## START Dataset section

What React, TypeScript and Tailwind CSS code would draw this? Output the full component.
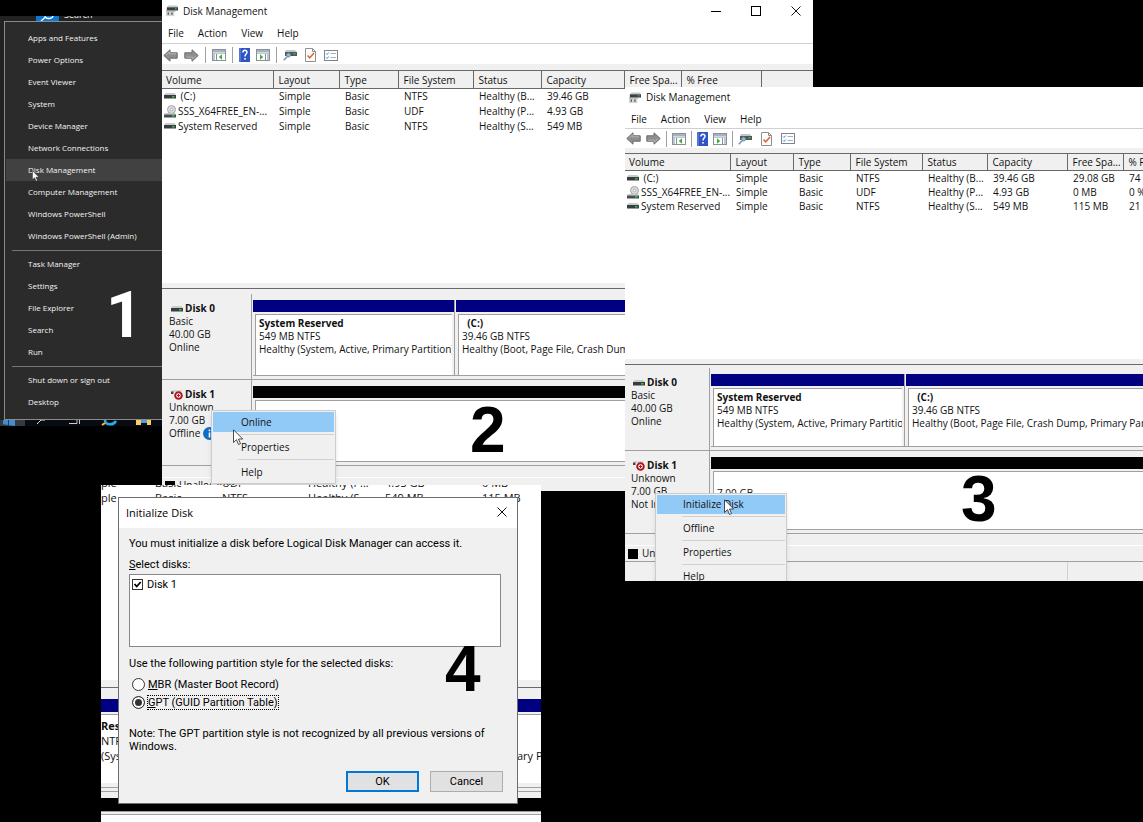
import React from 'react';
import clsx from 'clsx';

type Size = 'large' | 'small';

interface Volume {
    name: string;
    kind: 'drive' | 'disc';
    cells: string[];
}

interface WindowProps {
    size: Size;
    volumes: Volume[];
    status: React.ReactNode;
    className: string;
    children: React.ReactNode;
}

const HEADERS = ['Volume', 'Layout', 'Type', 'File System', 'Status', 'Capacity', 'Free Spa...', '% Free', ''];

const VOLUMES: Volume[] = [
    { name: ' (C:)', kind: 'drive', cells: ['Simple', 'Basic', 'NTFS', 'Healthy (B...', '39.46 GB', '29.08 GB', '74 %', ''] },
    { name: 'SSS_X64FREE_EN-...', kind: 'disc', cells: ['Simple', 'Basic', 'UDF', 'Healthy (P...', '4.93 GB', '0 MB', '0 %', ''] },
    { name: 'System Reserved', kind: 'drive', cells: ['Simple', 'Basic', 'NTFS', 'Healthy (S...', '549 MB', '115 MB', '21 %', ''] }
];

const SIZES = {
    large: {
        title: 'h-[22px]',
        menuBar: 'h-[22px]',
        toolbar: 'h-5 gap-[6px] pt-[2px]',
        tools: 'gap-2',
        strip: 'h-[6px]',
        list: 'h-[213px]',
        headRow: 'h-[18px]',
        row: 'h-[15px]',
        disk: 'h-[86px]',
        label: 'w-[90px] pl-[7px]',
        firstPartition: 'w-[202px]',
        pane: 'pt-[5px]',
        columns: ['w-[111px]', 'w-[66px]', 'w-[59px]', 'w-[75px]', 'w-[68px]', 'w-[83px]', 'w-[57px]', 'w-[80px]', '']
    },
    small: {
        title: 'h-[21px]',
        menuBar: 'h-[21px]',
        toolbar: 'h-[19px] gap-[5px]',
        tools: 'gap-[9px]',
        strip: 'h-[5px]',
        list: 'h-[206px]',
        headRow: 'h-[17px]',
        row: 'h-[14px]',
        disk: 'h-[83px]',
        label: 'w-[85px] pl-[6px]',
        firstPartition: 'w-[194px]',
        pane: 'pt-[3px]',
        columns: ['w-[105px]', 'w-[63px]', 'w-[57px]', 'w-[72px]', 'w-[65px]', 'w-[80px]', 'w-[56px]', 'w-[80px]', '']
    }
};

const DriveIcon = () => (
    <svg width="12" height="6" viewBox="0 0 12 6" className="shrink-0">
        <path d="M1.5 0h9l1.5 2H0z" fill="#c9cccf" />
        <rect y="2" width="12" height="3.5" fill="#3a3d40" />
        <rect x="8" y="3" width="2.5" height="1.5" fill="#35c13c" />
    </svg>
);

const DiscIcon = () => (
    <svg width="12" height="13" viewBox="0 0 12 13" className="shrink-0">
        <circle cx="7.5" cy="4.5" r="4" fill="#d9dbdc" stroke="#a3a6a8" />
        <circle cx="7.5" cy="4.5" r="1.3" fill="#fff" stroke="#999" strokeWidth=".7" />
        <path d="M1 8h10l1 1.5H0z" fill="#c4c7ca" />
        <rect y="9.5" width="12" height="3" fill="#4a4d50" />
        <rect x="8" y="10" width="2.5" height="1.5" fill="#35c13c" />
    </svg>
);

const AppIcon = () => (
    <svg width="13" height="12" viewBox="0 0 14 12" className="shrink-0">
        <path d="M3.5 0H13l1 2H2z" fill="#c5c8ca" />
        <rect x="2" y="2" width="12" height="3.5" fill="#3b3e40" />
        <rect x="10.5" y="3" width="2" height="1.3" fill="#35c13c" />
        <path d="M1 6.5h9v5H1z" fill="#d3d5d7" />
        <path d="M1 6h10" stroke="#8a8d90" />
        <path d="M3.5 7.500v2.500M7.500 7.500v2.500" stroke="#444" strokeWidth="1.3" />
    </svg>
);

const ArrowIcon = ({ flip = false }: { flip?: boolean }) => (
    <svg width="15" height="13" viewBox="0 0 15 13" className={clsx('shrink-0', flip && 'rotate-180')}>
        <path d="M.8 6.5 7 .8v3h7.2v5.4H7v3z" fill="#8f8f8f" stroke="#6b6b6b" />
        <path d="M3 6.2 6.5 3v1.8h6.7" fill="none" stroke="#b4b4b4" />
    </svg>
);

const PaneIcon = ({ flip = false }: { flip?: boolean }) => (
    <svg width="14" height="12" viewBox="0 0 14 12" className="shrink-0">
        <rect x=".5" y=".5" width="13" height="11" fill="#fff" stroke="#8b9199" />
        <rect x="1" y="1" width="12" height="2.5" fill="#a6b2c0" />
        <path d="M1 4.5h12" stroke="#c0c8d0" />
        <path d={flip ? 'M9.5 5v6M11 6h2M11 8h2M11 10h2' : 'M4.5 5v6M1 6h2M1 8h2M1 10h2'} stroke="#7c8fa6" />
        <path d={flip ? 'M4 5.3 7.2 8 4 10.7z' : 'M10 5.3 6.8 8 10 10.7z'} fill="#3fae35" />
    </svg>
);

const HelpIcon = () => (
    <svg width="11" height="14" viewBox="0 0 11 14" className="shrink-0">
        <rect width="11" height="14" fill="#2f55c4" />
        <path d="M1 0v14" stroke="#7c97e2" />
        <path d="M3.8 4.6c0-3.2 4.4-2.8 4.2-.3C7.9 6 6 6 6 8.5" fill="none" stroke="#fff" strokeWidth="1.5" />
        <rect x="5.2" y="10" width="1.6" height="1.6" fill="#fff" />
    </svg>
);

const RescanIcon = () => (
    <svg width="14" height="12" viewBox="0 0 14 12" className="shrink-0">
        <path d="M3 1h9l1.5 2H2z" fill="#c2c5c8" />
        <rect x="2" y="3" width="12" height="4" fill="#50565c" />
        <rect x="10.5" y="4" width="2" height="1.5" fill="#35c13c" />
        <circle cx="5.5" cy="6" r="2" fill="#8fbcd8" stroke="#6a8798" />
        <path d="m4 7.8-3.2 3.4" stroke="#7595aa" strokeWidth="1.5" />
    </svg>
);

const CheckPageIcon = () => (
    <svg width="11" height="14" viewBox="0 0 11 14" className="shrink-0">
        <path d="M.5.5h7l3 3v10H.5z" fill="#fff" stroke="#8f8f8f" />
        <path d="M7.5.5v3h3" fill="none" stroke="#8f8f8f" />
        <path d="m2.5 7.5 2.2 2.3L9 5" fill="none" stroke="#e8662c" strokeWidth="1.7" />
    </svg>
);

const ListIcon = () => (
    <svg width="14" height="11" viewBox="0 0 14 11" className="shrink-0">
        <rect x=".5" y=".5" width="13" height="10" fill="#fff" stroke="#7d8590" />
        <path d="m2 3.5 1 1 1.7-2M2 7.5l1 1 1.7-2" fill="none" stroke="#3c8ad8" />
        <path d="M6.5 3.5H12M6.5 7.5H12" stroke="#a8b0b8" />
    </svg>
);

const OfflineIcon = () => (
    <svg width="12" height="10" viewBox="0 0 12 10" className="shrink-0">
        <path d="M1 0h9l1 2H0z" fill="#d4d6d8" />
        <rect y="1.5" width="2.5" height="2.5" fill="#444" />
        <circle cx="7.5" cy="5.5" r="3.3" fill="#fff" stroke="#b3141d" strokeWidth="2" />
        <path d="M7.5 4v3M6 5.500h3" stroke="#b3141d" />
    </svg>
);

const CloseIcon = () => (
    <svg width="10" height="10" viewBox="0 0 10 10">
        <path d="m.5.5 9 9m0-9-9 9" stroke="#111" />
    </svg>
);

const Cursor = ({ className }: { className: string }) => (
    <svg viewBox="0 0 11 17" className={clsx('absolute', className)}>
        <path d="M.5.8v12.7l3-2.8 2 4.8 2-.9-2-4.6h4.2z" fill="#fff" stroke="#222" strokeWidth=".8" />
    </svg>
);

const StepNumber = ({ value, className }: { value: number; className: string }) => (
    <span className={clsx('absolute text-[64px] font-bold leading-none', className)}>{value}</span>
);

const QuickMenu = () => {
    const groups = [
        [
            'Apps and Features',
            'Power Options',
            'Event Viewer',
            'System',
            'Device Manager',
            'Network Connections',
            'Disk Management',
            'Computer Management',
            'Windows PowerShell',
            'Windows PowerShell (Admin)'
        ],
        ['Task Manager', 'Settings', 'File Explorer', 'Search', 'Run'],
        ['Shut down or sign out', 'Desktop']
    ];

    return (
        <section className="absolute left-0 top-4 h-[410px] w-[162px] overflow-hidden bg-[#222] text-[8px] text-[#f2f2f2]">
            <div className="flex h-[5px] gap-[5px] overflow-hidden pl-9">
                <svg width="23" height="5" viewBox="0 0 23 5" className="bg-[#0a78d6]">
                    <path d="m5 5 4-3.5M9 0c0 3 8 4 8-1" fill="none" stroke="#fff" strokeWidth="1.3" />
                </svg>
                <span className="-mt-[7px] text-[9px] leading-[12px]">Search</span>
            </div>
            <nav className="ml-1 h-[399px] border-y border-l border-[#8a8a8a] bg-[#2b2b2b] pl-px pt-[5px]">
                {groups.map((group, index) => (
                    <div key={group[0]}>
                        {index > 0 && <hr className="mb-[2px] ml-[6px] mt-[3px] border-[#757575]" />}
                        {group.map((item) => (
                            <button
                                key={item}
                                className={clsx(
                                    'block h-[22px] w-full whitespace-nowrap pl-[22px] text-left',
                                    item === 'Disk Management' && 'bg-[#414141]'
                                )}
                            >
                                {item}
                            </button>
                        ))}
                    </div>
                ))}
            </nav>
            <svg width="162" height="7" viewBox="0 0 162 7" className="bg-[#080c12]">
                <rect width="25" height="7" fill="#333a42" />
                <path d="M3 0h5v5l-5-.7zM9 0h6v6l-6-.8z" fill="#3f8fd4" />
                <path d="m37 4 4-4h4" fill="none" stroke="#ddd" />
                <path d="M69 3.5h8V0M79.5 0v4" fill="none" stroke="#ccc" />
                <path d="M105 0c0 5 8 6 11 1" fill="none" stroke="#29a9e8" strokeWidth="2.5" />
                <path d="m102 5 3-2" stroke="#f4c430" strokeWidth="2" />
                <path d="M136 0h15v5h-4V2h-6v3h-5z" fill="#f6cf62" />
                <rect x="141" width="6" height="3" fill="#4ba3dc" />
            </svg>
            <Cursor className="left-8 top-[154px] w-2" />
        </section>
    );
};

interface PartitionProps {
    name?: string;
    lines: string[];
    className: string;
    boxClass?: string;
}

const Partition = ({ name, lines, className, boxClass }: PartitionProps) => (
    <div className={clsx('flex min-w-0 flex-col', className)}>
        <div className={clsx('h-3', name ? 'bg-[#000080]' : 'bg-black')} />
        <div
            className={clsx(
                'ml-[2px] mt-[2px] flex-1 overflow-hidden whitespace-nowrap border-l border-t border-[#a0a0a0] bg-white pl-[3px] pt-[2px] leading-[13px]',
                boxClass
            )}
        >
            <p className="h-[13px] whitespace-pre font-bold">{name}</p>
            {lines.map((line) => (
                <p key={line}>{line}</p>
            ))}
        </div>
    </div>
);

interface DiskRowProps {
    size: Size;
    icon: React.ReactNode;
    title: string;
    details: React.ReactNode[];
    children: React.ReactNode;
}

const DiskRow = ({ size, icon, title, details, children }: DiskRowProps) => {
    const s = SIZES[size];
    return (
        <div className={clsx('flex', s.disk)}>
            <div className={clsx('shrink-0 overflow-hidden whitespace-nowrap border-b border-r border-[#a0a0a0] pt-2 leading-[13px]', s.label)}>
                <p className="flex items-center gap-[2px] pl-[2px] font-bold">
                    {icon}
                    {title}
                </p>
                {details.map((detail, index) => (
                    <p key={index}>{detail}</p>
                ))}
            </div>
            <div className="flex min-w-0 flex-1 flex-col border-b border-[#a0a0a0] pb-[3px] pl-[1px] pt-[6px]">
                <div className="flex min-h-0 flex-1 border-b border-[#a0a0a0]">{children}</div>
            </div>
        </div>
    );
};

const DiskManagement = ({ size, volumes, status, className, children }: WindowProps) => {
    const s = SIZES[size];
    const divider = <span className="h-4 w-px bg-[#a0a0a0]" />;

    return (
        <section className={clsx('absolute overflow-hidden bg-[#f0f0f0] text-[10px] text-[#111]', className)}>
            <header className={clsx('flex items-center bg-white pl-[3px]', s.title)}>
                <AppIcon />
                <h2 className="flex-1 pl-[5px]">Disk Management</h2>
                {size === 'large' && (
                    <div className="flex items-center gap-[30px] pr-3">
                        <button aria-label="Minimize" className="flex h-4 w-[10px] items-center">
                            <span className="h-px w-full bg-black" />
                        </button>
                        <button aria-label="Maximize" className="size-[10px] border border-black" />
                        <button aria-label="Close">
                            <CloseIcon />
                        </button>
                    </div>
                )}
            </header>
            <nav className={clsx('flex items-center gap-[14px] border-b border-[#d0d0d0] bg-white pl-[6px] pt-[2px]', s.menuBar)}>
                {['File', 'Action', 'View', 'Help'].map((item) => (
                    <button key={item}>{item}</button>
                ))}
            </nav>
            <div className={clsx('flex items-center bg-white pl-[1px]', s.toolbar)}>
                <ArrowIcon />
                <ArrowIcon flip />
                {divider}
                <PaneIcon />
                {divider}
                <HelpIcon />
                <PaneIcon flip />
                {divider}
                <div className={clsx('flex items-center', s.tools)}>
                    <RescanIcon />
                    <CheckPageIcon />
                    <ListIcon />
                </div>
            </div>
            <div className={s.strip} />
            <div className={clsx('overflow-hidden bg-white', s.list)}>
                <table className="w-full table-fixed border-collapse whitespace-nowrap text-left">
                    <colgroup>
                        {s.columns.map((width, index) => (
                            <col key={index} className={width} />
                        ))}
                    </colgroup>
                    <thead>
                        <tr className={clsx('border-b border-t border-[#696969] bg-[#f0f0f0]', s.headRow)}>
                            {HEADERS.map((header) => (
                                <th
                                    key={header}
                                    className="border-r border-[#696969] p-0 pl-[5px] font-normal leading-[14px] first:pl-1 last:border-r-0"
                                >
                                    {header}
                                </th>
                            ))}
                        </tr>
                    </thead>
                    <tbody>
                        {volumes.map((volume) => (
                            <tr key={volume.name} className={s.row}>
                                <td className="p-0 pl-[2px] leading-[14px]">
                                    <span className="flex h-[14px] items-center gap-[2px] whitespace-pre">
                                        {volume.kind === 'disc' ? <DiscIcon /> : <DriveIcon />}
                                        {volume.name}
                                    </span>
                                </td>
                                {volume.cells.map((cell, index) => (
                                    <td key={index} className="p-0 pl-[6px] leading-[14px]">{cell}</td>
                                ))}
                            </tr>
                        ))}
                    </tbody>
                </table>
            </div>
            <div className="h-[6px] border-b border-[#696969]" />
            <div className={s.pane}>
                <DiskRow size={size} icon={<DriveIcon />} title="Disk 0" details={['Basic', '40.00 GB', 'Online']}>
                    <Partition
                        name="System Reserved"
                        lines={['549 MB NTFS', 'Healthy (System, Active, Primary Partition)']}
                        className={clsx('border-r border-[#a0a0a0]', s.firstPartition)}
                        boxClass="mr-[2px]"
                    />
                    <Partition
                        name="  (C:)"
                        lines={['39.46 GB NTFS', 'Healthy (Boot, Page File, Crash Dump, Primary Partition)']}
                        className="ml-[1px] flex-1"
                    />
                </DiskRow>
                <DiskRow size={size} icon={<OfflineIcon />} title="Disk 1" details={['Unknown', '7.00 GB', status]}>
                    <Partition lines={['7.00 GB']} className="flex-1" />
                </DiskRow>
            </div>
            <div className="h-3 border-b border-white" />
            <div className="flex h-4 items-center gap-1 border-b border-[#a0a0a0] pl-[3px]">
                <span className="size-[10px] bg-black" />
                Unallocated
            </div>
            <div className="flex h-[18px] justify-end">
                <span className="w-[76px] border-l border-[#d0d0d0]" />
            </div>
            {children}
        </section>
    );
};

const ContextMenu = ({ items, itemClass, className }: { items: string[]; itemClass: string; className: string }) => (
    <div className={clsx('absolute border border-[#ccc] bg-[#f0f0f0] p-px shadow-md', className)}>
        {items.map((item, index) => (
            <React.Fragment key={item}>
                {index > 0 && <hr className="my-[2px] ml-[25px] border-[#d0d0d0]" />}
                <button className={clsx('block w-full text-left', index === 0 && 'bg-[#91c9f7]', itemClass)}>{item}</button>
            </React.Fragment>
        ))}
    </div>
);

// window that sits behind the Initialize Disk dialog
const BackgroundWindow = () => (
    <div className="h-full whitespace-nowrap bg-white text-[11px] text-[#111]">
        <div className="h-[195px] overflow-hidden">
            <div className="-mt-[10px] grid grid-cols-[54px_67px_86px_77px_97px_1fr] leading-[15px]">
                {['ple', 'Basic', 'UDF', 'Healthy (P...', '4.93 GB', '0 MB', 'ple', 'Basic', 'NTFS', 'Healthy (S...', '549 MB', '115 MB'].map(
                    (cell, index) => (
                        <span key={index}>{cell}</span>
                    )
                )}
            </div>
        </div>
        <div className="h-2 border-b border-[#696969] bg-[#f0f0f0]" />
        <div className="h-[11px] bg-[#f0f0f0]" />
        <div className="h-[13px] bg-[#000080]" />
        <div className="h-[3px] border-b border-[#a0a0a0] bg-[#f0f0f0]" />
        <div className="flex h-[68px] justify-between overflow-hidden pt-[3px] leading-[15px]">
            <div>
                <p className="font-bold">Reserved</p>
                <p>NTFS</p>
                <p>(System</p>
            </div>
            <p className="w-6 self-start pt-[30px]">ary Partition</p>
        </div>
        <div className="h-[5px] border-b border-[#a0a0a0] bg-[#f0f0f0]" />
        <div className="h-1 border-b border-[#a0a0a0] bg-[#f0f0f0]" />
        <div className="h-[6px] bg-[#f0f0f0]" />
        <div className="h-[13px] bg-black" />
        <div className="h-1 border-y border-[#a0a0a0] bg-[#f0f0f0]" />
    </div>
);

const InitializeDialog = () => {
    const radio =
        'size-[13px] appearance-none rounded-full border border-[#333] bg-white checked:bg-[#333] checked:shadow-[inset_0_0_0_2px_white]';

    return (
        <div
            role="dialog"
            aria-labelledby="dialog-title"
            className="absolute left-[17px] top-3 w-[400px] border border-[#6d6d6d] bg-[#f0f0f0] font-['Roboto',sans-serif] text-[11px] leading-[13px] text-black"
        >
            <header className="flex h-[30px] items-center justify-between bg-white pb-[2px] pl-[7px] pr-[10px]">
                <h2 id="dialog-title" className="font-['Open_Sans','Noto_Sans',sans-serif]">Initialize Disk</h2>
                <button aria-label="Close">
                    <CloseIcon />
                </button>
            </header>
            <form className="px-[10px] pb-[11px] pt-[9px]" onSubmit={(e) => e.preventDefault()}>
                <p>You must initialize a disk before Logical Disk Manager can access it.</p>
                <p className="mt-2"><u>S</u>elect disks:</p>
                <div className="mr-[6px] mt-[3px] h-[73px] border border-[#828790] bg-white pl-[2px] pt-[3px]">
                    <label className="flex items-center gap-1">
                        <span className="relative size-[11px]">
                            <input type="checkbox" defaultChecked className="block size-[11px] appearance-none border border-[#333] bg-white" />
                            <svg viewBox="0 0 11 11" className="pointer-events-none absolute inset-0">
                                <path d="m2.5 5 2.2 2.5L8.7 3" fill="none" stroke="#000" strokeWidth="1.8" />
                            </svg>
                        </span>
                        Disk 1
                    </label>
                </div>
                <p className="mt-[10px]">Use the following partition style for the selected disks:</p>
                <label className="ml-[3px] mt-[5px] flex h-[18px] items-center gap-[3px]">
                    <input type="radio" name="style" className={radio} />
                    <span><u>M</u>BR (Master Boot Record)</span>
                </label>
                <label className="ml-[3px] flex h-[18px] items-center gap-[2px]">
                    <input type="radio" name="style" defaultChecked className={radio} />
                    <span className="border border-dotted border-black"><u>G</u>PT (GUID Partition Table)</span>
                </label>
                <p className="mt-4 w-[360px]">
                    Note: The GPT partition style is not recognized by all previous versions of Windows.
                </p>
                <div className="mr-[4px] mt-[18px] flex justify-end gap-[11px]">
                    <button className="h-[21px] w-[73px] border-2 border-[#0078d7] bg-[#e1e1e1]">OK</button>
                    <button className="h-[21px] w-[73px] border border-[#adadad] bg-[#e1e1e1]">Cancel</button>
                </div>
            </form>
        </div>
    );
};

const App: React.FC = () => {
    return (
        <main className="relative min-h-screen w-full overflow-hidden bg-black font-['Open_Sans','Noto_Sans',sans-serif]">
            <QuickMenu />

            <DiskManagement
                size="large"
                volumes={VOLUMES}
                className="left-[162px] top-0 h-[491px] w-[651px]"
                status={
                    <span className="flex items-center gap-[3px]">
                        Offline
                        <svg width="13" height="13" viewBox="0 0 13 13">
                            <circle cx="6.5" cy="6.5" r="6.5" fill="#0f6fc5" />
                            <path d="M6.5 2.5v1.8M6.5 5.5v5" stroke="#fff" strokeWidth="1.6" />
                        </svg>
                    </span>
                }
            >
                <ContextMenu
                    items={['Online', 'Properties', 'Help']}
                    itemClass="h-5 pl-7"
                    className="left-[49px] top-[410px] w-[125px]"
                />
                <Cursor className="left-[71px] top-[429px] w-[11px]" />
            </DiskManagement>

            <DiskManagement
                size="small"
                volumes={VOLUMES}
                className="left-[625px] right-0 top-[87px] h-[494px]"
                status="Not Initialized"
            >
                <ContextMenu
                    items={['Initialize Disk', 'Offline', 'Properties', 'Help']}
                    itemClass="h-[19px] pl-[26px]"
                    className="left-[30px] top-[406px] w-[132px]"
                />
                <Cursor className="left-[99px] top-[412px] w-[11px]" />
            </DiskManagement>

            <section className="absolute bottom-0 left-[101px] top-[485px] w-[440px] overflow-hidden">
                <BackgroundWindow />
                <InitializeDialog />
            </section>

            <StepNumber value={1} className="left-[106px] top-[284px] font-['Roboto',sans-serif] text-white" />
            <StepNumber value={2} className="left-[470px] top-[398px] font-['Liberation_Sans',sans-serif] text-black" />
            <StepNumber value={3} className="left-[961px] top-[467px] font-['Liberation_Sans',sans-serif] text-black" />
            <StepNumber value={4} className="left-[445px] top-[637px] font-['Liberation_Sans',sans-serif] text-black" />
        </main>
    );
};

export default App;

## END Dataset section

Give the count of lines that hold the word "React", with nothing added.

10